If you're a modern programmer like me, you might be looking at this and thinking: there's no way this isn't a flagrant memory violation in almost every case. Right? Well, it turns out this is something them old boys before C99 used to do.

Cool kids are manual and contiguous

The above struct works because it is meant to be manually managed, and because the array is the last field of the struct.

The idea was that you would heap-allocate the struct with padded bytes according to your required array length; this was the poor man's dynamic array allocation back then.

struct S* sptr = (struct S*)malloc(sizeof(struct S) + sizeof(int) * (N-1));
// we have -1 because the struct already has room for 1 int

Now, when you access sptr.data[i], you are simply looking farther into the memory block you have already allocated. You could easily range-protect this access with an std::vector-like method; the cool thing here is that we get to have all the memory in one contiguous block.

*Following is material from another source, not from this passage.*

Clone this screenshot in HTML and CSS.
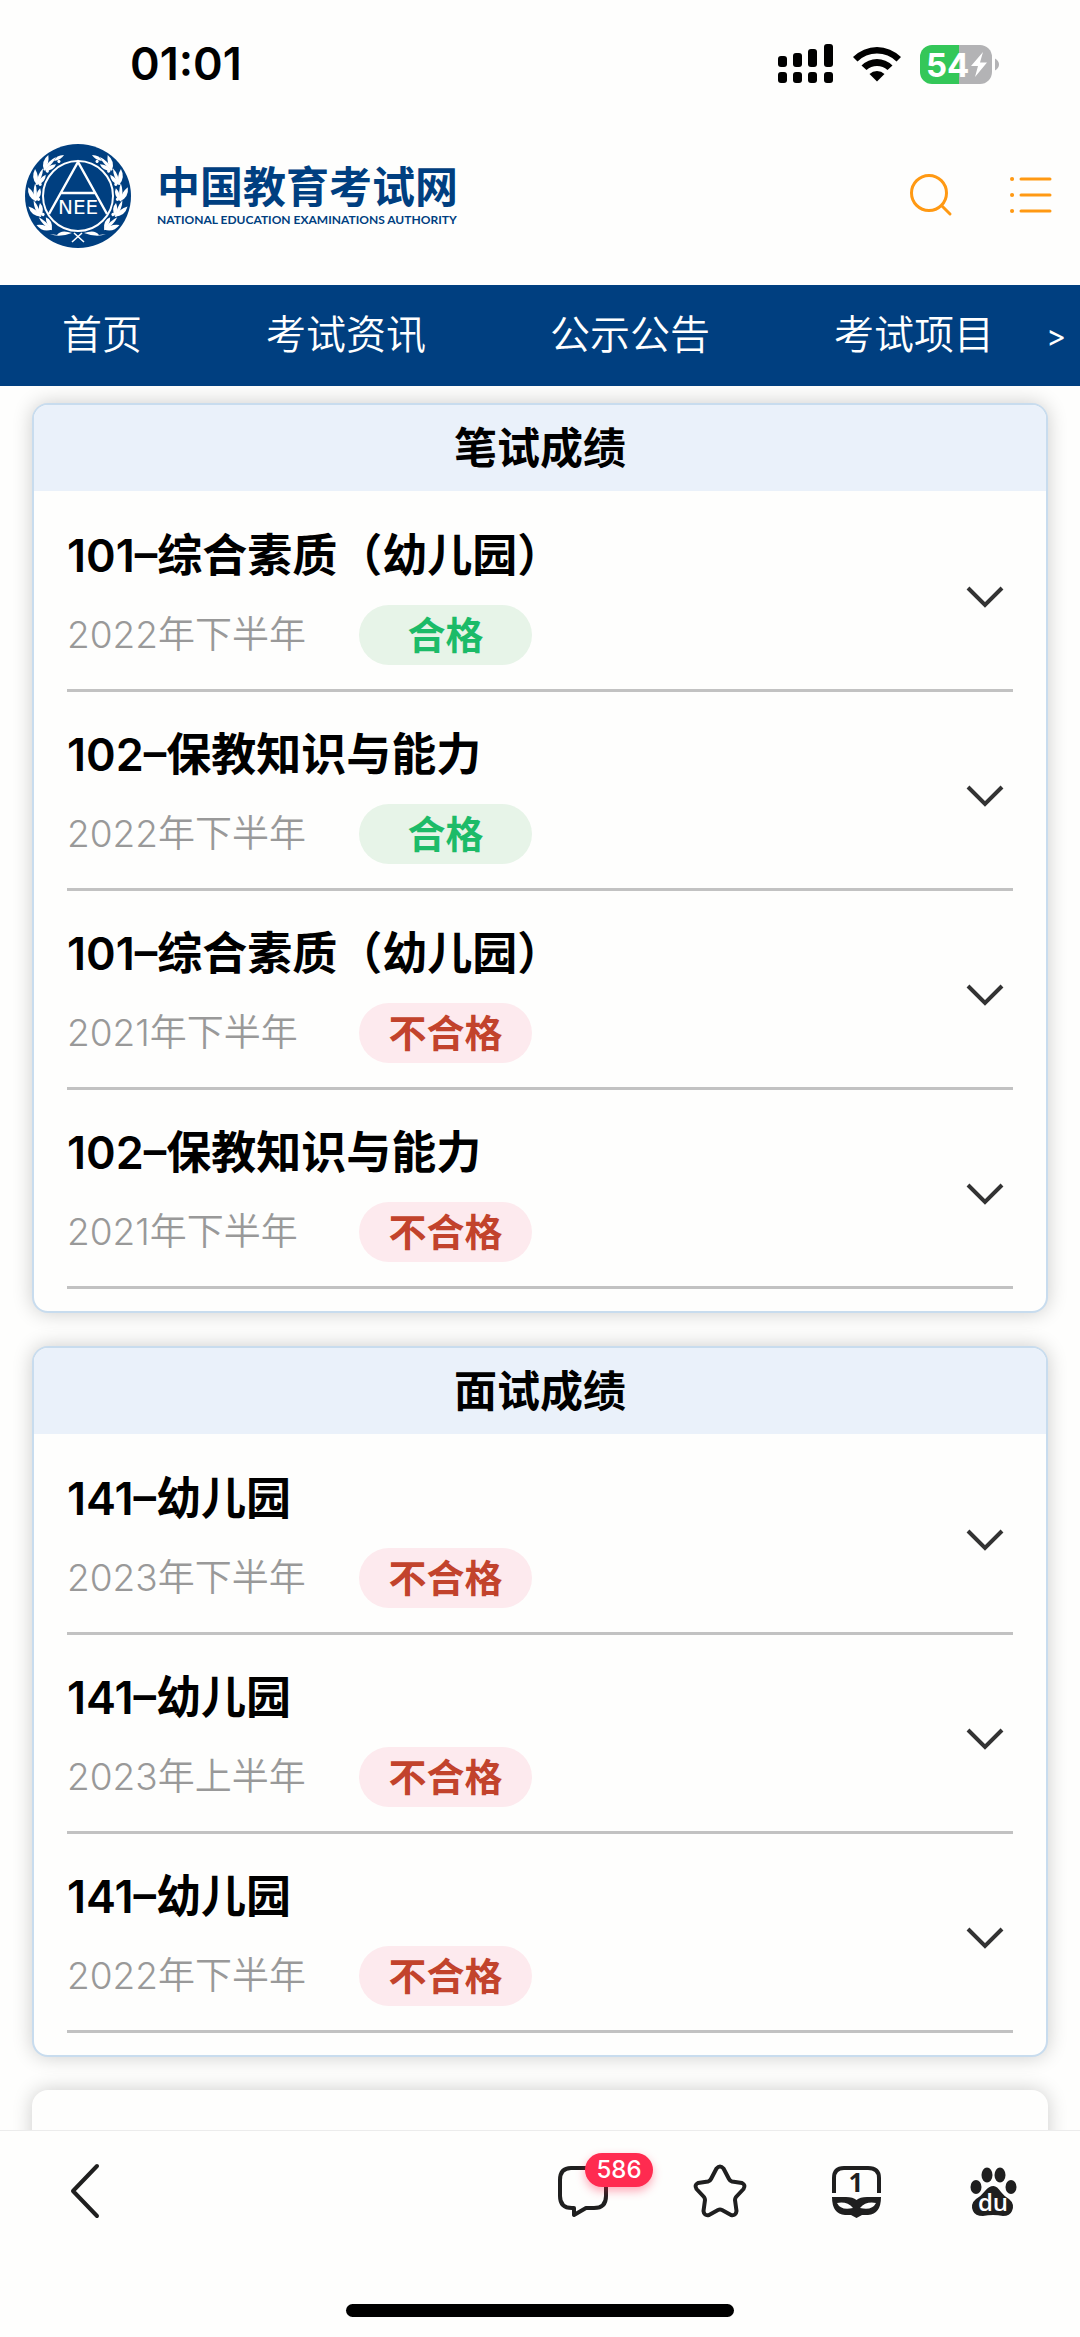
FILE: index.html
```html
<!DOCTYPE html>
<html lang="zh-CN">
  <head>
    <meta charset="UTF-8" />
    <meta name="viewport" content="width=device-width, initial-scale=1.0" />
    <title>中国教育考试网</title>
    <link rel="stylesheet" href="styles.css">
  </head>
  <body>
    <div class="status-bar">
      <span class="time">01:01</span>
      <div class="status-icons">
        <svg class="signal" width="56" height="40" viewBox="0 0 56 40">
          <rect x="0" y="12" width="9" height="11" rx="3" />
          <rect x="15" y="9" width="9" height="14" rx="3" />
          <rect x="30" y="5" width="9" height="18" rx="3" />
          <rect x="46" y="0" width="9" height="23" rx="3" />
          <rect x="0" y="28" width="9" height="11" rx="3" />
          <rect x="15" y="28" width="9" height="11" rx="3" />
          <rect x="30" y="28" width="9" height="11" rx="3" />
          <rect x="46" y="28" width="9" height="11" rx="3" />
        </svg>
        <svg class="wifi" width="48" height="38" viewBox="0 0 48 38">
          <path d="M0 12 A34 34 0 0 1 48 12 L43.500 16.500 A27.500 27.500 0 0 0 4.500 16.500 Z" />
          <path d="M8.500 20.500 A22 22 0 0 1 39.500 20.500 L34.500 25 A15.500 15.500 0 0 0 13.500 25 Z" />
          <path d="M16.500 29 A11 11 0 0 1 31.500 29 L24 36.500 Z" />
        </svg>
        <svg class="battery" width="80" height="39" viewBox="0 0 80 39">
          <path d="M39 0 H60 A12 12 0 0 1 72 12 V27 A12 12 0 0 1 60 39 H39 Z" fill="#b3b3b5" />
          <path d="M39 0 H12 A12 12 0 0 0 0 12 V27 A12 12 0 0 0 12 39 H39 Z" fill="#34c759" />
          <path d="M75 13.500 Q79 16 79 19.500 Q79 23 75 25.500 Z" fill="#b3b3b5" />
          <text x="6" y="32" class="battery-text">54</text>
          <path d="M63 7 L51 21 H58 L55 32 L67 17.500 H60 Z" fill="#fff" />
        </svg>
      </div>
    </div>

    <header>
      <a href="#" class="logo">
        <svg width="106" height="104" viewBox="0 0 106 104">
          <defs>
            <g id="leaf">
              <path d="M11 58 Q2 54 3 44 Q10 49 11 58 Z" />
              <path d="M11 58 Q10 50 15 45 Q18 52 11 58 Z" />
              <path d="M10 58 Q7 48 10 40 Q13 48 11 58 Z" />
              <circle cx="15" cy="41" r="1.600" />
            </g>
            <g id="branch" fill="#fff">
              <use href="#leaf" transform="rotate(-44 53 52)" />
              <use href="#leaf" transform="rotate(-21 53 52)" />
              <use href="#leaf" transform="rotate(1 53 52)" />
              <use href="#leaf" transform="rotate(23 53 52)" />
              <use href="#leaf" transform="rotate(45 53 52)" />
              <path d="M29 17 Q31 11 39 11 Q36 16 29 17 Z" />
              <path d="M25 90 Q34 94 47 89 Q36 85 32 91 Z" />
            </g>
          </defs>
          <ellipse cx="53" cy="52" rx="53" ry="52" fill="#003f80" />
          <use href="#branch" />
          <use href="#branch" transform="matrix(-1 0 0 1 106 0)" />
          <circle cx="53" cy="52" r="35" fill="#003f80" stroke="#fff" stroke-width="2" />
          <path d="M24 70 L53 18 L82 70 M36 49 H70" fill="none" stroke="#fff" stroke-width="2.400" />
          <path d="M47 98 L57 89 M59 98 L49 89" stroke="#fff" stroke-width="1.600" />
          <text x="33" y="70" class="emblem-text">NEE</text>
        </svg>
        <span class="logo-text">
          <strong>中国教育考试网</strong>
          <small>NATIONAL EDUCATION EXAMINATIONS AUTHORITY</small>
        </span>
      </a>
      <div class="header-buttons">
        <button aria-label="搜索">
          <svg width="42" height="42" viewBox="0 0 42 42" fill="none" stroke="#ff9913" stroke-width="3" stroke-linecap="round">
            <circle cx="19" cy="18" r="17.500" />
            <path d="M32 31 L40 39" />
          </svg>
        </button>
        <button aria-label="菜单">
          <svg width="42" height="42" viewBox="0 0 42 42" fill="none" stroke="#ff9913" stroke-width="3" stroke-linecap="round">
            <path d="M11 4 H40 M11 20 H40 M11 36 H40" />
            <path d="M2 4 H2.100 M2 20 H2.100 M2 36 H2.100" stroke-width="4" />
          </svg>
        </button>
      </div>
    </header>

    <nav>
      <ul>
        <li><a href="#">首页</a></li>
        <li><a href="#">考试资讯</a></li>
        <li><a href="#">公示公告</a></li>
        <li><a href="#">考试项目</a></li>
      </ul>
      <button class="nav-more" aria-label="更多">&gt;</button>
    </nav>

    <main>
      <section class="card">
        <h2>笔试成绩</h2>
        <ul>
          <li>
            <div>
              <h3>101–综合素质（幼儿园）</h3>
              <p><span class="date">2022年下半年</span><span class="result pass">合格</span></p>
            </div>
            <button class="expand" aria-label="展开"><svg width="38" height="24" viewBox="0 0 38 24"><path d="M2 3 L19 20 L36 3" /></svg></button>
          </li>
          <li>
            <div>
              <h3>102–保教知识与能力</h3>
              <p><span class="date">2022年下半年</span><span class="result pass">合格</span></p>
            </div>
            <button class="expand" aria-label="展开"><svg width="38" height="24" viewBox="0 0 38 24"><path d="M2 3 L19 20 L36 3" /></svg></button>
          </li>
          <li>
            <div>
              <h3>101–综合素质（幼儿园）</h3>
              <p><span class="date">2021年下半年</span><span class="result fail">不合格</span></p>
            </div>
            <button class="expand" aria-label="展开"><svg width="38" height="24" viewBox="0 0 38 24"><path d="M2 3 L19 20 L36 3" /></svg></button>
          </li>
          <li>
            <div>
              <h3>102–保教知识与能力</h3>
              <p><span class="date">2021年下半年</span><span class="result fail">不合格</span></p>
            </div>
            <button class="expand" aria-label="展开"><svg width="38" height="24" viewBox="0 0 38 24"><path d="M2 3 L19 20 L36 3" /></svg></button>
          </li>
        </ul>
      </section>

      <section class="card">
        <h2>面试成绩</h2>
        <ul>
          <li>
            <div>
              <h3>141–幼儿园</h3>
              <p><span class="date">2023年下半年</span><span class="result fail">不合格</span></p>
            </div>
            <button class="expand" aria-label="展开"><svg width="38" height="24" viewBox="0 0 38 24"><path d="M2 3 L19 20 L36 3" /></svg></button>
          </li>
          <li>
            <div>
              <h3>141–幼儿园</h3>
              <p><span class="date">2023年上半年</span><span class="result fail">不合格</span></p>
            </div>
            <button class="expand" aria-label="展开"><svg width="38" height="24" viewBox="0 0 38 24"><path d="M2 3 L19 20 L36 3" /></svg></button>
          </li>
          <li>
            <div>
              <h3>141–幼儿园</h3>
              <p><span class="date">2022年下半年</span><span class="result fail">不合格</span></p>
            </div>
            <button class="expand" aria-label="展开"><svg width="38" height="24" viewBox="0 0 38 24"><path d="M2 3 L19 20 L36 3" /></svg></button>
          </li>
        </ul>
      </section>

      <section class="card card-empty"></section>
    </main>

    <footer>
      <div class="toolbar">
        <button aria-label="返回">
          <svg width="52" height="52" viewBox="0 0 52 52" class="line"><path d="M37 1 L13 26 L37 51" /></svg>
        </button>
        <div class="toolbar-right">
          <button aria-label="评论">
            <svg width="52" height="52" viewBox="0 0 52 52" class="line">
              <path d="M14 3 H37 Q49 3 49 15 V31 Q49 43 37 43 H29 L17 50 V43 H15 Q3 43 3 31 V15 Q3 3 14 3 Z" />
            </svg>
            <span class="count">586</span>
          </button>
          <button aria-label="收藏">
            <svg width="52" height="52" viewBox="0 0 52 52" class="line">
              <path d="M22.500 3.500 Q26 -0.500 29.500 3.500 L35 14 Q36 16 38 16.500 L48 18 Q52 20 49.500 24 L42 32 Q41 33.500 41 35 L42.500 46 Q42 51 37 50 L28 45 Q26 44 24 45 L15 50 Q10 51 9.500 46 L11 35 Q11 33.500 10 32 L2.500 24 Q0 20 4 18 L14 16.500 Q16 16 17 14 Z" />
            </svg>
          </button>
          <button aria-label="窗口">
            <svg width="52" height="52" viewBox="0 0 52 52">
              <path d="M3 28 V13 Q3 3 13 3 H37 Q48 3 48 13 V28" fill="none" stroke="#1f1f1f" stroke-width="4" />
              <path fill="#1f1f1f" fill-rule="evenodd" d="M1 32 H15 Q22 32 25.500 35 Q29 32 36 32 H50 Q50 49 37 50 H31 L25.500 53 L20 50 H14 Q1 49 1 32 Z M6 38 Q10 46 22 43 Q16 36 6 38 Z M45 38 Q41 46 29 43 Q35 36 45 38 Z" />
              <text x="25" y="27" class="tab-text">1</text>
            </svg>
          </button>
          <button aria-label="百度">
            <svg width="52" height="52" viewBox="0 0 52 52" fill="#1f1f1f">
              <ellipse cx="8" cy="22" rx="5.500" ry="7" />
              <ellipse cx="19" cy="10" rx="5.500" ry="7.500" />
              <ellipse cx="32" cy="10" rx="5.500" ry="7.500" />
              <ellipse cx="43" cy="22" rx="5.500" ry="7" />
              <path d="M25.500 21 Q29 21 33 27 Q36 31 41 34 Q47 39 44 46 Q42 51 35 51 Q25 49 15 51 Q7 51 5 46 Q2 39 8 34 Q13 31 17 26 Q21 21 25.500 21 Z" />
              <text x="25" y="46" class="paw-text">du</text>
            </svg>
          </button>
        </div>
      </div>
      <div class="home-indicator"></div>
    </footer>
  </body>
</html>
```

FILE: styles.css
```css
* {
  box-sizing: border-box;
  margin: 0;
  padding: 0;
}
body {
  height: 100vh;
  display: flex;
  flex-direction: column;
  background-color: #fefefd;
  color: black;
  font-family: Inter, "Noto Sans CJK SC", sans-serif;
}
ul {
  list-style-type: none;
}
a {
  text-decoration: none;
  color: inherit;
}
button {
  border: none;
  background: none;
  color: inherit;
  font-family: inherit;
  cursor: pointer;
}
svg {
  display: block;
  overflow: visible;
}

/* phone status bar */
.status-bar {
  display: flex;
  justify-content: space-between;
  align-items: center;
  padding: 34px 80px 32px 130px;
}
.time {
  font-size: 45px;
  line-height: 60px;
  font-weight: 600;
}
.status-icons {
  display: flex;
  align-items: center;
  gap: 19px;
}
.battery-text {
  font-size: 33px;
  font-weight: 700;
  fill: white;
}

header {
  display: flex;
  justify-content: space-between;
  align-items: center;
  padding: 18px 28px 37px 25px;
}
.logo {
  display: flex;
  align-items: center;
  gap: 26px;
  color: #003f80;
}
.emblem-text {
  font-family: "DejaVu Sans", sans-serif;
  font-size: 20px;
  fill: white;
}
.logo-text strong {
  display: block;
  font-size: 43px;
  line-height: 48px;
  font-weight: 700;
}
.logo-text small {
  display: block;
  font-family: Lato, sans-serif;
  font-size: 12px;
  line-height: 18px;
  font-weight: 700;
}
.header-buttons {
  display: flex;
  gap: 58px;
}

nav {
  display: flex;
  justify-content: space-between;
  align-items: center;
  padding: 0 14px 0 62px;
  background-color: #003f80;
  color: white;
}
nav ul {
  display: flex;
  gap: 124px;
}
nav a {
  display: block;
  font-size: 40px;
  line-height: 100px;
  padding-bottom: 1px;
  font-weight: 350;
  white-space: nowrap;
}
.nav-more {
  font-size: 30px;
  font-weight: 400;
}

main {
  flex: 1;
  min-height: 0;
  overflow: hidden;
  display: flex;
  flex-direction: column;
  gap: 33px;
  padding: 17px 32px 0;
}
.card {
  flex-shrink: 0;
  border: 2px solid #c8dcee;
  border-radius: 16px;
  box-shadow: 0 0 20px rgba(0, 0, 0, 0.2);
  background-color: #fefefd;
  overflow: hidden;
}
.card h2 {
  background-color: #eaf1fa;
  text-align: center;
  font-size: 43px;
  line-height: 86px;
  font-weight: 600;
}
.card ul {
  padding: 2px 33px 22px;
}
.card li {
  display: flex;
  justify-content: space-between;
  align-items: center;
  padding: 36px 9px 24px 0;
  border-bottom: 3px solid #c2c2c2;
}
.card h3 {
  font-size: 45px;
  line-height: 54px;
  font-weight: 600;
  margin-bottom: 22px;
}
.card p {
  display: flex;
  align-items: center;
  font-size: 38px;
  line-height: 60px;
}
.date {
  width: 292px;
  color: #999;
  font-size: 37px;
  font-weight: 350;
}
.result {
  width: 173px;
  border-radius: 30px;
  text-align: center;
  font-weight: 600;
}
.pass {
  background-color: #e7f4e8;
  color: #1cbb68;
}
.fail {
  background-color: #fdeaee;
  color: #c2432c;
}
.expand path {
  fill: none;
  stroke: #333;
  stroke-width: 4;
}
.card-empty {
  min-height: 200px;
  border: none;
}

footer {
  position: relative;
  background-color: #fefefd;
  border-top: 1px solid #ececec;
  padding-bottom: 20px;
}
.toolbar {
  display: flex;
  justify-content: space-between;
  padding: 34px 60px 87px;
}
.toolbar-right {
  display: flex;
  gap: 85px;
}
.toolbar button {
  position: relative;
}
.line {
  fill: none;
  stroke: #1f1f1f;
  stroke-width: 4;
  stroke-linecap: round;
  stroke-linejoin: round;
}
.count {
  position: absolute;
  top: -12px;
  left: 28px;
  width: 68px;
  border-radius: 17px;
  background-color: #ff2b50;
  box-shadow: 0 4px 10px rgba(255, 43, 80, 0.4);
  color: white;
  font-size: 24px;
  line-height: 34px;
  font-weight: 500;
}
.tab-text {
  font-family: "Open Sans", sans-serif;
  font-size: 26px;
  font-weight: 700;
  text-anchor: middle;
  fill: #1f1f1f;
}
.paw-text {
  font-family: "Open Sans", sans-serif;
  font-size: 24px;
  font-weight: 600;
  text-anchor: middle;
  fill: white;
}
.home-indicator {
  width: 36%;
  height: 13px;
  margin: 0 auto;
  border-radius: 7px;
  background-color: black;
}
```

This is unlike std::vector (and other containers) where the parameters like the size and capacity live on the stack, whereas the data is heap-allocated somewhere else.

Nowadays, post-C99, the syntax is a bit less misleading:

struct S
{
  size_t sz;
  int data[]; // this now indicates dynamic length. Still needs to be the last member though, and still needs manual management

  void Set(size_t _sz, int *_data){
    sz = _sz;
    memcpy(data, _data, sizeof(int)*sz);
  }
}

The benefits are still the same though! Parameters and data, living happily next to each other!

Premature optimization is the..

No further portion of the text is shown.